Power: This is the number of experience points the item would have cost if paid for as a power, and thus a measure of its utility. If you have actually paid the xp, ignore this category. It is mainly applicable to jury-rigged, one-time desperation efforts.

Resources: This is what you have to work with. It is harder to improvise something out of rubber bands in the field than it is to order your ten thousand mooks to build it using state-of-the-art tools.
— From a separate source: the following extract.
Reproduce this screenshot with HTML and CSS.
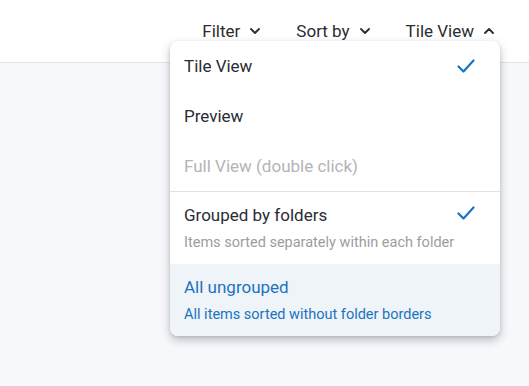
FILE: index.html
```html
<!DOCTYPE html>
<html lang="en">

<head>
  <meta charset="utf-8" />
  <title>View options</title>
  <meta name="viewport" content="width=device-width, initial-scale=1">
  <link rel="stylesheet" href="styles.css">
</head>

<body>
  <!-- ===== TOOLBAR ===== -->
  <header class="toolbar">
    <button class="tool">Filter
      <svg class="chev" viewBox="0 0 10 6"><path d="M1 1l4 4 4-4" /></svg>
    </button>
    <button class="tool">Sort by
      <svg class="chev" viewBox="0 0 10 6"><path d="M1 1l4 4 4-4" /></svg>
    </button>
    <button class="tool open">Tile View
      <svg class="chev" viewBox="0 0 10 6"><path d="M1 5l4-4 4 4" /></svg>
    </button>
  </header>

  <!-- ===== MENU ===== -->
  <div class="menu">
    <div class="item">Tile View
      <svg class="check" viewBox="0 0 18 14"><path d="M1.5 7.5l5 5 10-11" /></svg>
    </div>
    <div class="item">Preview</div>
    <div class="item disabled">Full View (double click)</div>
    <div class="sep"></div>
    <div class="item two">
      <div class="title">Grouped by folders</div>
      <div class="sub">Items sorted separately within each folder</div>
      <svg class="check" viewBox="0 0 18 14"><path d="M1.5 7.5l5 5 10-11" /></svg>
    </div>
    <div class="item two hover">
      <div class="title">All ungrouped</div>
      <div class="sub">All items sorted without folder borders</div>
    </div>
  </div>
</body>
</html>
```

FILE: styles.css
```css
/* ===== BASE ===== */
* {
  box-sizing: border-box;
  margin: 0;
  padding: 0
}

body {
  font-family: Roboto, "Liberation Sans", sans-serif;
  background: #f7f8fb;
  color: #2a2c33;
  height: 386px;
  overflow: hidden;
  position: relative
}

/* ===== TOOLBAR ===== */
.toolbar {
  height: 63px;
  background: #fff;
  border-bottom: 1px solid #e1e3e6;
  display: flex;
  justify-content: flex-end;
  align-items: flex-start;
  gap: 36px;
  padding: 20px 35px 0 0
}

.tool {
  font: inherit;
  font-size: 17px;
  line-height: 22px;
  color: #2a2c33;
  background: none;
  border: 0;
  display: flex;
  align-items: center;
  gap: 10px
}

.chev {
  width: 10px;
  height: 6px;
  fill: none;
  stroke: #2a2c33;
  stroke-width: 1.8;
  stroke-linecap: round;
  stroke-linejoin: round
}

/* ===== MENU ===== */
.menu {
  position: absolute;
  top: 41px;
  left: 170px;
  width: 330px;
  background: #fff;
  border-radius: 8px;
  overflow: hidden;
  box-shadow: 0 4px 10px rgba(30, 35, 45, .28), 0 1px 3px rgba(30, 35, 45, .12)
}

.item {
  position: relative;
  height: 50px;
  display: flex;
  align-items: center;
  padding: 0 14px;
  font-size: 17px
}

.item.disabled {
  color: #b3b4b7
}

.sep {
  height: 1px;
  background: #dfe1e4
}

.item.two {
  height: auto;
  display: block;
  padding: 12px 14px 12px
}

.title {
  line-height: 22px
}

.sub {
  font-size: 14.5px;
  line-height: 18px;
  margin-top: 8px;
  color: #9c9da1
}

.item.hover {
  background: #eff4f8;
  color: #1b73c1
}

.item.hover .sub {
  color: #1b73c1
}

.check {
  position: absolute;
  right: 25px;
  top: 18px;
  width: 18px;
  height: 14px;
  fill: none;
  stroke: #1b73c1;
  stroke-width: 2.2;
  stroke-linecap: round;
  stroke-linejoin: round
}

.item.two .check {
  top: 14px
}
```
  • Factory: A full set of equipment, plentiful supplies, and a willing and able workforce.
  • Lab: Plentiful equipment and more supplies than you can carry. A truck full of gear or access to a large trash heap.
  • Field kit A man-portable tinkering kit, plus suitable pieces to work with.
  • Basic tools: A small toolkit and some junk. A Swiss army knife and what you can loot from a wreck.
  • Scrounge: Something to work with, but none of it suitable.

Repairs & Tuning

Tuning or rebuilding an item takes less time, because you don’t have to work from the ground up. The difficulty is the same as for building it, only you get to ignore the Construction column. Tuning up an existing invention of your own allows you to ignore the Complexity column; to you it is now established tech.

Power Gadgets

Tinkering generally applies to technology, but in a supernatural world, a creator can also tinker with magic items. In order to produce an item that uses a power, you generally need to know the form of the power involved. This is an open field in the rules, you have to work with your GM to determine what works for a particular campaign.

Permanent Gadgets

The results of tinkering are always temporary, lasting at most until the end of the story. If you want a permanent item, you have to purchase it using character points. But tinkering gives you an excellent means of procuring all kinds of odd and wonderful devices your GM might otherwise feel are too odd for his world as well as providing an easy way to change exactly what gadgets and power items you have.